Marco Lamanna (PhD 2008) is qualified as an Associate Professor of History of Philosophy according to the Italian Ministry of Education, Universities and Research. He has been a Researcher at the Faculty of Theology (Chair of Philosophy) of the University of Lucerne, within a project funded by the Swiss National Science Foundation (2016). Lamanna was a Researcher at the Scuola Normale Superiore and Fellow in some German libraries (Gotha, Wolfenbüttel). His monograph, La nascita dell’ontologia nella metafisica di Rudolph Göckel (2013) and other studies focus on modern theology, ontology, and psychology, showing the link between the Italian Renaissance and Jesuit and Protestant metaphysics.
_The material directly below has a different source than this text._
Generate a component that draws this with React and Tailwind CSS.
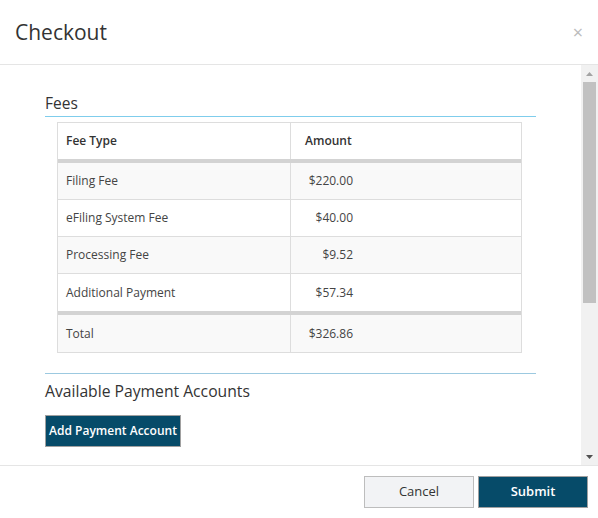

In 2017, he was awarded The Natalie Zemon Davis Prize.

Project Summary

Beyond Italian Renaissance humanism, another period characterized by opposition to Aristotle and Aristotelianism was that of the Protestant Reformation. Martin Luther’s interdict against Aristotle’s Metaphysics is well known. However, about a century after this ban, and about two centuries after the beginning of the Plato-Aristotle controversy in Italy, the Protestant Reformed philosophy began to draw upon not only Aristotle’s Metaphysics, but also Renaissance humanist Italian authors and some of their Neoplatonic models. Rather than being anti-Renaissance, the Reformation was transformed by key aspects of Italian Renaissance thought in the course of the sixteenth and seventeenth centuries. The project will examine some case studies in which the reception of Lorenzo Valla, Marsilio Ficino, Giovanni Pico, Mario Nizolio, Giordano Bruno, and Tommaso Campanella was relevant for structuring the new Central European tradition of metaphysics (the so-called Schulmetaphysik). Spinoza, Leibniz, Kant, and Hegel studied these Protestant handbooks. Through Italian Renaissance authors, some Neoplatonic elements (especially from Plotinus, Proclus, and the Liber de causis) emerge like a Karst phenomenon within German Protestant (Aristotelian-based) metaphysics and theology. This phenomenon will be analyzed by examining the tension between monism and pluralism of substances, immanentism and creationism, priority of God on being and priority of being on God, supertranscendental and transcendental concepts.